Joyce Carol Oates is a master of the short story and one of the legends of the form. Her collections of short fiction have twice been finalists for the Pulitzer Prize and have won numerous awards, including the O. Henry Award and the PEN/Malamud Award for Excellence in the Art of the Short Story. In The Frenzy: Stories, Oates plunges us into the lives of her characters at moments of crisis and confusion, when much of what they understand about themselves and those they love comes undone.
A young woman on a supposedly romantic weekend trip to Cape May, New Jersey, turns the tables on her older, married lover. A freak bicycle accident on a bridge haunts one family for decades. A girl jealous of her popular cousin discovers she is the lucky one. A widow waits at her riverside house for her dead husband's return. A young man hiking in the woods comes upon a couple in a heated, possibly violent argument—should he intervene?
Suspenseful and psychologically astute, Oates's short stories enthrall and captivate as they dissect her character's deepest fears—revealing our own in turn. "Literature is a texture of words," says Oates of her short fiction, "evoking life in the most vivid ways—psychologically, physically." These new stories blazingly evoke life at its most vivid and perilous, when fate and free will intersect, and one ominous encounter or bad choice can be the difference between an ordinary day and the point of no return.

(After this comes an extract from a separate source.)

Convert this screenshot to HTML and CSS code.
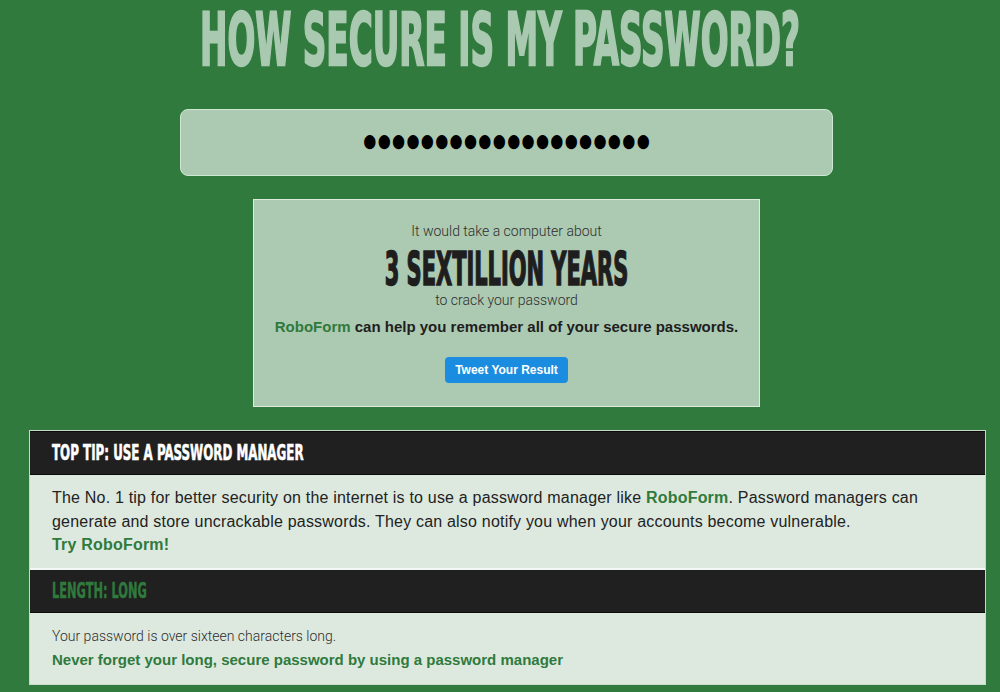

"[This] terrific collection from Oates (Fox) includes nine sly and sinister stories of human behavior at its most unsavory ... delightfully subversive ... Full of parenthetical asides that call much of what the reader knows into question, the stories range from sharply compressed to vertiginously recursive. Oates has few competitors as a purveyor of deeply disturbing fiction about the porous border between life and death." —Publishers Weekly (starred review)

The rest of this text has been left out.